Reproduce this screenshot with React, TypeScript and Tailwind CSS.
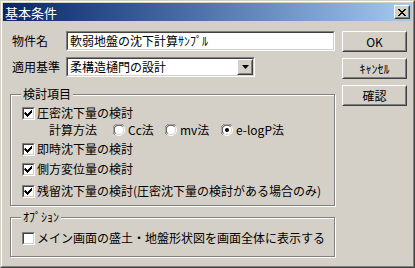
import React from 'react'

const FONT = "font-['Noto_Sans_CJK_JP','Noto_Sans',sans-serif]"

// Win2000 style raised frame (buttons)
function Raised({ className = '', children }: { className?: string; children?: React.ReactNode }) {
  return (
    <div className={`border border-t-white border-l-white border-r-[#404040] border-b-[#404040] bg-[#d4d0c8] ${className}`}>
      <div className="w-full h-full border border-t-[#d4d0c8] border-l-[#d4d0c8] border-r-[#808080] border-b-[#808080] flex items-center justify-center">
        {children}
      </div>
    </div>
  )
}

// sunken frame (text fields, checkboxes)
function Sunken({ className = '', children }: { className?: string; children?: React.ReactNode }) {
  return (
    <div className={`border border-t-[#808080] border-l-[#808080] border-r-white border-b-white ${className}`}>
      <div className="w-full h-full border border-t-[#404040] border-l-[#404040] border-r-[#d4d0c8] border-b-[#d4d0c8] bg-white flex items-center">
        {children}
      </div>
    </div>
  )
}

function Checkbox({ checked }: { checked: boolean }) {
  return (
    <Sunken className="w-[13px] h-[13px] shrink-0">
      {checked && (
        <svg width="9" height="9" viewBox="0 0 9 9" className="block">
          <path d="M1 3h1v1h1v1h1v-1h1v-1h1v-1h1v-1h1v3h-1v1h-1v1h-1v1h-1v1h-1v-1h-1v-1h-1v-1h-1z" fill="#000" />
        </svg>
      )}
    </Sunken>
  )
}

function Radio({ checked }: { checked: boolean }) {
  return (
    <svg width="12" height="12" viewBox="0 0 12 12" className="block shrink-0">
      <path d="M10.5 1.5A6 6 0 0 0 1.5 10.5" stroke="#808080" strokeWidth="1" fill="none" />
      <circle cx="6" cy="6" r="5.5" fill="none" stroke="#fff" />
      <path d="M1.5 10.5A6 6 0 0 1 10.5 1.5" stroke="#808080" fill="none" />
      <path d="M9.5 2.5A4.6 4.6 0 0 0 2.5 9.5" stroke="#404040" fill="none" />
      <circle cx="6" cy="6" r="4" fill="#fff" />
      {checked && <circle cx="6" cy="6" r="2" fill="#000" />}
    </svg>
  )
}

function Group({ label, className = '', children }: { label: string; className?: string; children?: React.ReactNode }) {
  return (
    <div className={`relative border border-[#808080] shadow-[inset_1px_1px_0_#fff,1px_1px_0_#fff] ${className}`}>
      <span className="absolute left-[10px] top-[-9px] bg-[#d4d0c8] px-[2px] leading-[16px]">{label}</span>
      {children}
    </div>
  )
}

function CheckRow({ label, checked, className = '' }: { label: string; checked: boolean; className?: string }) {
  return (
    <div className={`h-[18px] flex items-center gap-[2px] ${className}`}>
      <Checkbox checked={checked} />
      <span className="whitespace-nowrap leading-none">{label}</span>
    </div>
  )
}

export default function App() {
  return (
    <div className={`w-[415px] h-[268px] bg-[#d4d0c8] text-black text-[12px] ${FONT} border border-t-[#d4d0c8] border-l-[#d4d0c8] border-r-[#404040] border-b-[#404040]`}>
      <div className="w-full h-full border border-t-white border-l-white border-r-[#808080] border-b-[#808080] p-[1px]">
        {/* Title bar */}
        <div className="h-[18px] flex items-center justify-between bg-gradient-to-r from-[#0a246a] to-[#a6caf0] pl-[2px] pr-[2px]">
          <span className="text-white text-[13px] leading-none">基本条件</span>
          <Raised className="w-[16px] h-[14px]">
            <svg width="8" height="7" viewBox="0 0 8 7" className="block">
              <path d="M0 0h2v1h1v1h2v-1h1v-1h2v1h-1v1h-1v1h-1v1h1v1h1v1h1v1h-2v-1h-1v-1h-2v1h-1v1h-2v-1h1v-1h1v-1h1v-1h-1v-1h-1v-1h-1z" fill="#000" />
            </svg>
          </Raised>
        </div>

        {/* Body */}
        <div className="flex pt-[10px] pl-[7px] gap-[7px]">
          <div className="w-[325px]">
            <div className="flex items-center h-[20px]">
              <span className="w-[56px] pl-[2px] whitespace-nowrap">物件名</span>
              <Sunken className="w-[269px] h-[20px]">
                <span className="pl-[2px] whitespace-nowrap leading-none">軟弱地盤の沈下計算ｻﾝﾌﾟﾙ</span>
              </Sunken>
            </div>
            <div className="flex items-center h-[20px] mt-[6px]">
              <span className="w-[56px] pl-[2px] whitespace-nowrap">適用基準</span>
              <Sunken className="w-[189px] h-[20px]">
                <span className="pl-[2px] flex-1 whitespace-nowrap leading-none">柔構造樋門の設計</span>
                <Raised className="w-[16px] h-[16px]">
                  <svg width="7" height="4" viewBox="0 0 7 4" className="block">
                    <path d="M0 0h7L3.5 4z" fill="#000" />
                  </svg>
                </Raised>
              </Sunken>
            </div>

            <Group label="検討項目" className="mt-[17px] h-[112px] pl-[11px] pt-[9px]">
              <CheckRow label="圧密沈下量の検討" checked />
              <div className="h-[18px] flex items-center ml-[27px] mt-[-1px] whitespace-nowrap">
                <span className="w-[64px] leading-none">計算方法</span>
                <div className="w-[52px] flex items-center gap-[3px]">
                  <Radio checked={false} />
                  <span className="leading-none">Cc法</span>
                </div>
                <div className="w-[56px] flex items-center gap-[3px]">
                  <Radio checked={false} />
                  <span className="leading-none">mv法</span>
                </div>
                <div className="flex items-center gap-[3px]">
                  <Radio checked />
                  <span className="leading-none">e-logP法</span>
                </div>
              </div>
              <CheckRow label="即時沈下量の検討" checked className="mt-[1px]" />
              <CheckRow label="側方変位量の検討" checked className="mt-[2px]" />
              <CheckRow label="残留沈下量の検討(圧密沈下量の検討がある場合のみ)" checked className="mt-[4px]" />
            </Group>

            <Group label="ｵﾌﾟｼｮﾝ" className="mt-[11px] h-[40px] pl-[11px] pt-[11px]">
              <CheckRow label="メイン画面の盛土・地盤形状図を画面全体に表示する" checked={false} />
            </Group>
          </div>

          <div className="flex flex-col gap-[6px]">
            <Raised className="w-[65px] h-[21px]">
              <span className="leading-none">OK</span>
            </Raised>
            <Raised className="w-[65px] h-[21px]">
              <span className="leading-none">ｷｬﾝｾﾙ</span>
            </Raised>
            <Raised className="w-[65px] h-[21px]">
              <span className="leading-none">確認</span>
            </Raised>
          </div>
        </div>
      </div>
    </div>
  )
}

______

* What to do: Reproduce the whole listing above word for word, but not its pictures.

* Result of this exercise:
Reproduce this screenshot with React, TypeScript and Tailwind CSS.
import React from 'react'

const FONT = "font-['Noto_Sans_CJK_JP','Noto_Sans',sans-serif]"

// Win2000 style raised frame (buttons)
function Raised({ className = '', children }: { className?: string; children?: React.ReactNode }) {
  return (
    <div className={`border border-t-white border-l-white border-r-[#404040] border-b-[#404040] bg-[#d4d0c8] ${className}`}>
      <div className="w-full h-full border border-t-[#d4d0c8] border-l-[#d4d0c8] border-r-[#808080] border-b-[#808080] flex items-center justify-center">
        {children}
      </div>
    </div>
  )
}

// sunken frame (text fields, checkboxes)
function Sunken({ className = '', children }: { className?: string; children?: React.ReactNode }) {
  return (
    <div className={`border border-t-[#808080] border-l-[#808080] border-r-white border-b-white ${className}`}>
      <div className="w-full h-full border border-t-[#404040] border-l-[#404040] border-r-[#d4d0c8] border-b-[#d4d0c8] bg-white flex items-center">
        {children}
      </div>
    </div>
  )
}

function Checkbox({ checked }: { checked: boolean }) {
  return (
    <Sunken className="w-[13px] h-[13px] shrink-0">
      {checked && (
        <svg width="9" height="9" viewBox="0 0 9 9" className="block">
          <path d="M1 3h1v1h1v1h1v-1h1v-1h1v-1h1v-1h1v3h-1v1h-1v1h-1v1h-1v1h-1v-1h-1v-1h-1v-1h-1z" fill="#000" />
        </svg>
      )}
    </Sunken>
  )
}

function Radio({ checked }: { checked: boolean }) {
  return (
    <svg width="12" height="12" viewBox="0 0 12 12" className="block shrink-0">
      <path d="M10.5 1.5A6 6 0 0 0 1.5 10.5" stroke="#808080" strokeWidth="1" fill="none" />
      <circle cx="6" cy="6" r="5.5" fill="none" stroke="#fff" />
      <path d="M1.5 10.5A6 6 0 0 1 10.5 1.5" stroke="#808080" fill="none" />
      <path d="M9.5 2.5A4.6 4.6 0 0 0 2.5 9.5" stroke="#404040" fill="none" />
      <circle cx="6" cy="6" r="4" fill="#fff" />
      {checked && <circle cx="6" cy="6" r="2" fill="#000" />}
    </svg>
  )
}

function Group({ label, className = '', children }: { label: string; className?: string; children?: React.ReactNode }) {
  return (
    <div className={`relative border border-[#808080] shadow-[inset_1px_1px_0_#fff,1px_1px_0_#fff] ${className}`}>
      <span className="absolute left-[10px] top-[-9px] bg-[#d4d0c8] px-[2px] leading-[16px]">{label}</span>
      {children}
    </div>
  )
}

function CheckRow({ label, checked, className = '' }: { label: string; checked: boolean; className?: string }) {
  return (
    <div className={`h-[18px] flex items-center gap-[2px] ${className}`}>
      <Checkbox checked={checked} />
      <span className="whitespace-nowrap leading-none">{label}</span>
    </div>
  )
}

export default function App() {
  return (
    <div className={`w-[415px] h-[268px] bg-[#d4d0c8] text-black text-[12px] ${FONT} border border-t-[#d4d0c8] border-l-[#d4d0c8] border-r-[#404040] border-b-[#404040]`}>
      <div className="w-full h-full border border-t-white border-l-white border-r-[#808080] border-b-[#808080] p-[1px]">
        {/* Title bar */}
        <div className="h-[18px] flex items-center justify-between bg-gradient-to-r from-[#0a246a] to-[#a6caf0] pl-[2px] pr-[2px]">
          <span className="text-white text-[13px] leading-none">基本条件</span>
          <Raised className="w-[16px] h-[14px]">
            <svg width="8" height="7" viewBox="0 0 8 7" className="block">
              <path d="M0 0h2v1h1v1h2v-1h1v-1h2v1h-1v1h-1v1h-1v1h1v1h1v1h1v1h-2v-1h-1v-1h-2v1h-1v1h-2v-1h1v-1h1v-1h1v-1h-1v-1h-1v-1h-1z" fill="#000" />
            </svg>
          </Raised>
        </div>

        {/* Body */}
        <div className="flex pt-[10px] pl-[7px] gap-[7px]">
          <div className="w-[325px]">
            <div className="flex items-center h-[20px]">
              <span className="w-[56px] pl-[2px] whitespace-nowrap">物件名</span>
              <Sunken className="w-[269px] h-[20px]">
                <span className="pl-[2px] whitespace-nowrap leading-none">軟弱地盤の沈下計算ｻﾝﾌﾟﾙ</span>
              </Sunken>
            </div>
            <div className="flex items-center h-[20px] mt-[6px]">
              <span className="w-[56px] pl-[2px] whitespace-nowrap">適用基準</span>
              <Sunken className="w-[189px] h-[20px]">
                <span className="pl-[2px] flex-1 whitespace-nowrap leading-none">柔構造樋門の設計</span>
                <Raised className="w-[16px] h-[16px]">
                  <svg width="7" height="4" viewBox="0 0 7 4" className="block">
                    <path d="M0 0h7L3.5 4z" fill="#000" />
                  </svg>
                </Raised>
              </Sunken>
            </div>

            <Group label="検討項目" className="mt-[17px] h-[112px] pl-[11px] pt-[9px]">
              <CheckRow label="圧密沈下量の検討" checked />
              <div className="h-[18px] flex items-center ml-[27px] mt-[-1px] whitespace-nowrap">
                <span className="w-[64px] leading-none">計算方法</span>
                <div className="w-[52px] flex items-center gap-[3px]">
                  <Radio checked={false} />
                  <span className="leading-none">Cc法</span>
                </div>
                <div className="w-[56px] flex items-center gap-[3px]">
                  <Radio checked={false} />
                  <span className="leading-none">mv法</span>
                </div>
                <div className="flex items-center gap-[3px]">
                  <Radio checked />
                  <span className="leading-none">e-logP法</span>
                </div>
              </div>
              <CheckRow label="即時沈下量の検討" checked className="mt-[1px]" />
              <CheckRow label="側方変位量の検討" checked className="mt-[2px]" />
              <CheckRow label="残留沈下量の検討(圧密沈下量の検討がある場合のみ)" checked className="mt-[4px]" />
            </Group>

            <Group label="ｵﾌﾟｼｮﾝ" className="mt-[11px] h-[40px] pl-[11px] pt-[11px]">
              <CheckRow label="メイン画面の盛土・地盤形状図を画面全体に表示する" checked={false} />
            </Group>
          </div>

          <div className="flex flex-col gap-[6px]">
            <Raised className="w-[65px] h-[21px]">
              <span className="leading-none">OK</span>
            </Raised>
            <Raised className="w-[65px] h-[21px]">
              <span className="leading-none">ｷｬﾝｾﾙ</span>
            </Raised>
            <Raised className="w-[65px] h-[21px]">
              <span className="leading-none">確認</span>
            </Raised>
          </div>
        </div>
      </div>
    </div>
  )
}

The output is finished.